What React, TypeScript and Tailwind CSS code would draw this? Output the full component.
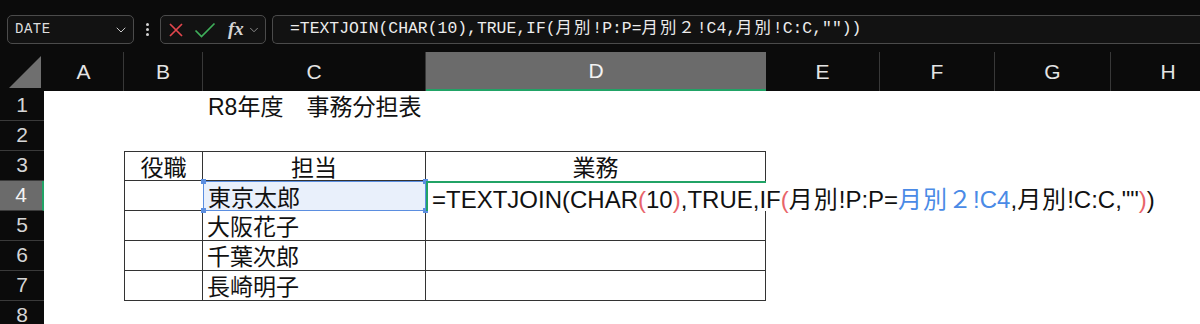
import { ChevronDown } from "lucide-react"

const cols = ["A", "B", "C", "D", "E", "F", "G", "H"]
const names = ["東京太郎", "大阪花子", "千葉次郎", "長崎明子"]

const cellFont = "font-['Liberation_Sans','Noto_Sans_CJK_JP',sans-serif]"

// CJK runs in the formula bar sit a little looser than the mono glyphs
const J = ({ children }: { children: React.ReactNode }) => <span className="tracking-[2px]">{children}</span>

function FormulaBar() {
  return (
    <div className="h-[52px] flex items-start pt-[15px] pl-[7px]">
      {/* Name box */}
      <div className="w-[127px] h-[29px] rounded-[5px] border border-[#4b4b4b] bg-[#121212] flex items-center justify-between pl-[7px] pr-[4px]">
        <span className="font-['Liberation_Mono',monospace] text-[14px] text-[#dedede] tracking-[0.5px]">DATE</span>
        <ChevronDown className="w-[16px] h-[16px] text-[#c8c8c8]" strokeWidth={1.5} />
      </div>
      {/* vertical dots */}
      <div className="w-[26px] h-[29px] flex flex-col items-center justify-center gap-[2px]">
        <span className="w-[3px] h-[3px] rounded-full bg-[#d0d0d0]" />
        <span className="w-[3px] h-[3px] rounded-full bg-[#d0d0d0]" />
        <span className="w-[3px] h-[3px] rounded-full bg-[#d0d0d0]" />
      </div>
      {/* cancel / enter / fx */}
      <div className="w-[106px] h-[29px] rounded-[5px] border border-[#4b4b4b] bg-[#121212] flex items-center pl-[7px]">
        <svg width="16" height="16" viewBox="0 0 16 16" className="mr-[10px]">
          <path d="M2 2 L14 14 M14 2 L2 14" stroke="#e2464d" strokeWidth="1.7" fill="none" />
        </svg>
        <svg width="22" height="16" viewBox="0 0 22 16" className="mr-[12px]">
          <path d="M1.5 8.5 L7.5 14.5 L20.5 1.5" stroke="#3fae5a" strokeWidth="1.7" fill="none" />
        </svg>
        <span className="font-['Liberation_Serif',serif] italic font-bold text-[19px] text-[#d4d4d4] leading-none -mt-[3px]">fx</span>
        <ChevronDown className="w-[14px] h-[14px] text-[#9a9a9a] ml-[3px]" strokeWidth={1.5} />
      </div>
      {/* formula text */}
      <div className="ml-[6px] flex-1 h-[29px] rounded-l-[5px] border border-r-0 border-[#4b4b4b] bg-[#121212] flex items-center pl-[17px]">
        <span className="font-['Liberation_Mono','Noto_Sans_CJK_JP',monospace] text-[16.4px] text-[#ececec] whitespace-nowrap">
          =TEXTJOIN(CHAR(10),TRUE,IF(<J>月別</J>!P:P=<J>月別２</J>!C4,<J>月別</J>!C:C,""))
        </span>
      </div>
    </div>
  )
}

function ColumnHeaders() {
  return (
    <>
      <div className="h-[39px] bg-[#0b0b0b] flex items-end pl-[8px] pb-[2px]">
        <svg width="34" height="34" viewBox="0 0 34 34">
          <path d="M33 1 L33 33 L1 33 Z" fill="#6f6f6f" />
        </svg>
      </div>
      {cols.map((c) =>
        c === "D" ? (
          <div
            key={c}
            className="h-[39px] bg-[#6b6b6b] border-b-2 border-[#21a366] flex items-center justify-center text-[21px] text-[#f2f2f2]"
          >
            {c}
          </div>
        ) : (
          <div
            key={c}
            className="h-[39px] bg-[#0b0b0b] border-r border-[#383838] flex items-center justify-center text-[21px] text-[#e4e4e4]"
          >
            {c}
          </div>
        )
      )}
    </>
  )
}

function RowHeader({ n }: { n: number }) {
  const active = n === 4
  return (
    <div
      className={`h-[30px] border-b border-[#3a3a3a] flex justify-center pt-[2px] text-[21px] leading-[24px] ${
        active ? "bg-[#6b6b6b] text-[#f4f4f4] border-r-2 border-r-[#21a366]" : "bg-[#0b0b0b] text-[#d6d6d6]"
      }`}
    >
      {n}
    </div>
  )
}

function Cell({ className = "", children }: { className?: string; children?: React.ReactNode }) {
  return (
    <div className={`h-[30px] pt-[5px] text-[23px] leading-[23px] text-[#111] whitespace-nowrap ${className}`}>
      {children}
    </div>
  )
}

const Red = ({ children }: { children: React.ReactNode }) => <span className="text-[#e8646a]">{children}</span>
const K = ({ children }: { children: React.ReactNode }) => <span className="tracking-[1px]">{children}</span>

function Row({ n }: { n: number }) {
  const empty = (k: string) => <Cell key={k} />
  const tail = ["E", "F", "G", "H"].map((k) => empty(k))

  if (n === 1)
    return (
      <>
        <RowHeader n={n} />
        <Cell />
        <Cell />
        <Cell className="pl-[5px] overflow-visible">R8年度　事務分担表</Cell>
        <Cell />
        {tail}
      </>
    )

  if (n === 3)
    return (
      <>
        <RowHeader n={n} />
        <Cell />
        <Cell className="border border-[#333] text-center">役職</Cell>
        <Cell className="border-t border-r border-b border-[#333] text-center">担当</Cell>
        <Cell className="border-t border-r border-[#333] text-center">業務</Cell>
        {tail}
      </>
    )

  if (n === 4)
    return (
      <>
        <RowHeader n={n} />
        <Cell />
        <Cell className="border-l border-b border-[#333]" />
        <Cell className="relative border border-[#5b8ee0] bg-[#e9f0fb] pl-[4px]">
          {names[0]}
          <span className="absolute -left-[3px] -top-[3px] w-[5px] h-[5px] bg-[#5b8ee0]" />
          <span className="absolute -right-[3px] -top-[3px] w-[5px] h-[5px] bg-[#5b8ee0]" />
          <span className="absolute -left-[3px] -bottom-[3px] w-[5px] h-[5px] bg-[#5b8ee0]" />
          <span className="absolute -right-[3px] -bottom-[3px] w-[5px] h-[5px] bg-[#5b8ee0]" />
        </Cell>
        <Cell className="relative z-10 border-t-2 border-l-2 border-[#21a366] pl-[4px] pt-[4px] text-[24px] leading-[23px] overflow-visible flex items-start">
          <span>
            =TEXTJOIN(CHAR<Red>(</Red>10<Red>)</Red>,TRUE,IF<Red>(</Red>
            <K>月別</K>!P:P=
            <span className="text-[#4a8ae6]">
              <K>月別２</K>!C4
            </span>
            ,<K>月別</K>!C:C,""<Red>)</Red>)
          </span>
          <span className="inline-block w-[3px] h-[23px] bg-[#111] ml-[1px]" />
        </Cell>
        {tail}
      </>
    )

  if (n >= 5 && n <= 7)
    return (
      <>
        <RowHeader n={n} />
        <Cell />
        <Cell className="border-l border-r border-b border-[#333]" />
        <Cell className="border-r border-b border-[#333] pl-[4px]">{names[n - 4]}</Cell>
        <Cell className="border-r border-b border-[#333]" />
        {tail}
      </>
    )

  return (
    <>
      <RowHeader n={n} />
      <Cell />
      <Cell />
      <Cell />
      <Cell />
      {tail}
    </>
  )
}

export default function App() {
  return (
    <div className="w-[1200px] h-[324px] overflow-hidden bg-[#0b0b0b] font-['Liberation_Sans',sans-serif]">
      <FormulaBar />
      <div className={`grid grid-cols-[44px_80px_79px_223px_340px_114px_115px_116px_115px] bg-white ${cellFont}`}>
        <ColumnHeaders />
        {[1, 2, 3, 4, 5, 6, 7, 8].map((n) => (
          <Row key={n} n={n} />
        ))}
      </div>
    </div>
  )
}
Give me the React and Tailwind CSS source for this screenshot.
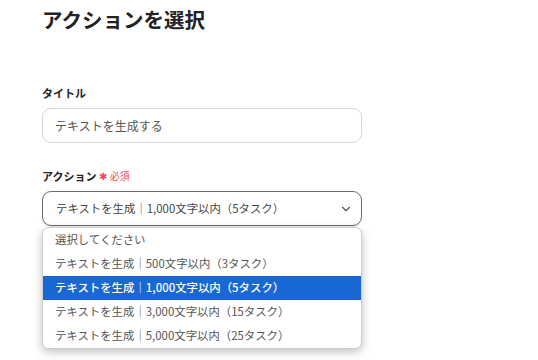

◇ ◇ ◇

Exercise description:
Transcribe every record above exactly as written, leaving out any pictures.

Exercise result:
What React, TypeScript and Tailwind CSS code would draw this? Output the full component.
import { ChevronDown } from "lucide-react"

const cols = ["A", "B", "C", "D", "E", "F", "G", "H"]
const names = ["東京太郎", "大阪花子", "千葉次郎", "長崎明子"]

const cellFont = "font-['Liberation_Sans','Noto_Sans_CJK_JP',sans-serif]"

// CJK runs in the formula bar sit a little looser than the mono glyphs
const J = ({ children }: { children: React.ReactNode }) => <span className="tracking-[2px]">{children}</span>

function FormulaBar() {
  return (
    <div className="h-[52px] flex items-start pt-[15px] pl-[7px]">
      {/* Name box */}
      <div className="w-[127px] h-[29px] rounded-[5px] border border-[#4b4b4b] bg-[#121212] flex items-center justify-between pl-[7px] pr-[4px]">
        <span className="font-['Liberation_Mono',monospace] text-[14px] text-[#dedede] tracking-[0.5px]">DATE</span>
        <ChevronDown className="w-[16px] h-[16px] text-[#c8c8c8]" strokeWidth={1.5} />
      </div>
      {/* vertical dots */}
      <div className="w-[26px] h-[29px] flex flex-col items-center justify-center gap-[2px]">
        <span className="w-[3px] h-[3px] rounded-full bg-[#d0d0d0]" />
        <span className="w-[3px] h-[3px] rounded-full bg-[#d0d0d0]" />
        <span className="w-[3px] h-[3px] rounded-full bg-[#d0d0d0]" />
      </div>
      {/* cancel / enter / fx */}
      <div className="w-[106px] h-[29px] rounded-[5px] border border-[#4b4b4b] bg-[#121212] flex items-center pl-[7px]">
        <svg width="16" height="16" viewBox="0 0 16 16" className="mr-[10px]">
          <path d="M2 2 L14 14 M14 2 L2 14" stroke="#e2464d" strokeWidth="1.7" fill="none" />
        </svg>
        <svg width="22" height="16" viewBox="0 0 22 16" className="mr-[12px]">
          <path d="M1.5 8.5 L7.5 14.5 L20.5 1.5" stroke="#3fae5a" strokeWidth="1.7" fill="none" />
        </svg>
        <span className="font-['Liberation_Serif',serif] italic font-bold text-[19px] text-[#d4d4d4] leading-none -mt-[3px]">fx</span>
        <ChevronDown className="w-[14px] h-[14px] text-[#9a9a9a] ml-[3px]" strokeWidth={1.5} />
      </div>
      {/* formula text */}
      <div className="ml-[6px] flex-1 h-[29px] rounded-l-[5px] border border-r-0 border-[#4b4b4b] bg-[#121212] flex items-center pl-[17px]">
        <span className="font-['Liberation_Mono','Noto_Sans_CJK_JP',monospace] text-[16.4px] text-[#ececec] whitespace-nowrap">
          =TEXTJOIN(CHAR(10),TRUE,IF(<J>月別</J>!P:P=<J>月別２</J>!C4,<J>月別</J>!C:C,""))
        </span>
      </div>
    </div>
  )
}

function ColumnHeaders() {
  return (
    <>
      <div className="h-[39px] bg-[#0b0b0b] flex items-end pl-[8px] pb-[2px]">
        <svg width="34" height="34" viewBox="0 0 34 34">
          <path d="M33 1 L33 33 L1 33 Z" fill="#6f6f6f" />
        </svg>
      </div>
      {cols.map((c) =>
        c === "D" ? (
          <div
            key={c}
            className="h-[39px] bg-[#6b6b6b] border-b-2 border-[#21a366] flex items-center justify-center text-[21px] text-[#f2f2f2]"
          >
            {c}
          </div>
        ) : (
          <div
            key={c}
            className="h-[39px] bg-[#0b0b0b] border-r border-[#383838] flex items-center justify-center text-[21px] text-[#e4e4e4]"
          >
            {c}
          </div>
        )
      )}
    </>
  )
}

function RowHeader({ n }: { n: number }) {
  const active = n === 4
  return (
    <div
      className={`h-[30px] border-b border-[#3a3a3a] flex justify-center pt-[2px] text-[21px] leading-[24px] ${
        active ? "bg-[#6b6b6b] text-[#f4f4f4] border-r-2 border-r-[#21a366]" : "bg-[#0b0b0b] text-[#d6d6d6]"
      }`}
    >
      {n}
    </div>
  )
}

function Cell({ className = "", children }: { className?: string; children?: React.ReactNode }) {
  return (
    <div className={`h-[30px] pt-[5px] text-[23px] leading-[23px] text-[#111] whitespace-nowrap ${className}`}>
      {children}
    </div>
  )
}

const Red = ({ children }: { children: React.ReactNode }) => <span className="text-[#e8646a]">{children}</span>
const K = ({ children }: { children: React.ReactNode }) => <span className="tracking-[1px]">{children}</span>

function Row({ n }: { n: number }) {
  const empty = (k: string) => <Cell key={k} />
  const tail = ["E", "F", "G", "H"].map((k) => empty(k))

  if (n === 1)
    return (
      <>
        <RowHeader n={n} />
        <Cell />
        <Cell />
        <Cell className="pl-[5px] overflow-visible">R8年度　事務分担表</Cell>
        <Cell />
        {tail}
      </>
    )

  if (n === 3)
    return (
      <>
        <RowHeader n={n} />
        <Cell />
        <Cell className="border border-[#333] text-center">役職</Cell>
        <Cell className="border-t border-r border-b border-[#333] text-center">担当</Cell>
        <Cell className="border-t border-r border-[#333] text-center">業務</Cell>
        {tail}
      </>
    )

  if (n === 4)
    return (
      <>
        <RowHeader n={n} />
        <Cell />
        <Cell className="border-l border-b border-[#333]" />
        <Cell className="relative border border-[#5b8ee0] bg-[#e9f0fb] pl-[4px]">
          {names[0]}
          <span className="absolute -left-[3px] -top-[3px] w-[5px] h-[5px] bg-[#5b8ee0]" />
          <span className="absolute -right-[3px] -top-[3px] w-[5px] h-[5px] bg-[#5b8ee0]" />
          <span className="absolute -left-[3px] -bottom-[3px] w-[5px] h-[5px] bg-[#5b8ee0]" />
          <span className="absolute -right-[3px] -bottom-[3px] w-[5px] h-[5px] bg-[#5b8ee0]" />
        </Cell>
        <Cell className="relative z-10 border-t-2 border-l-2 border-[#21a366] pl-[4px] pt-[4px] text-[24px] leading-[23px] overflow-visible flex items-start">
          <span>
            =TEXTJOIN(CHAR<Red>(</Red>10<Red>)</Red>,TRUE,IF<Red>(</Red>
            <K>月別</K>!P:P=
            <span className="text-[#4a8ae6]">
              <K>月別２</K>!C4
            </span>
            ,<K>月別</K>!C:C,""<Red>)</Red>)
          </span>
          <span className="inline-block w-[3px] h-[23px] bg-[#111] ml-[1px]" />
        </Cell>
        {tail}
      </>
    )

  if (n >= 5 && n <= 7)
    return (
      <>
        <RowHeader n={n} />
        <Cell />
        <Cell className="border-l border-r border-b border-[#333]" />
        <Cell className="border-r border-b border-[#333] pl-[4px]">{names[n - 4]}</Cell>
        <Cell className="border-r border-b border-[#333]" />
        {tail}
      </>
    )

  return (
    <>
      <RowHeader n={n} />
      <Cell />
      <Cell />
      <Cell />
      <Cell />
      {tail}
    </>
  )
}

export default function App() {
  return (
    <div className="w-[1200px] h-[324px] overflow-hidden bg-[#0b0b0b] font-['Liberation_Sans',sans-serif]">
      <FormulaBar />
      <div className={`grid grid-cols-[44px_80px_79px_223px_340px_114px_115px_116px_115px] bg-white ${cellFont}`}>
        <ColumnHeaders />
        {[1, 2, 3, 4, 5, 6, 7, 8].map((n) => (
          <Row key={n} n={n} />
        ))}
      </div>
    </div>
  )
}
Give me the React and Tailwind CSS source for this screenshot.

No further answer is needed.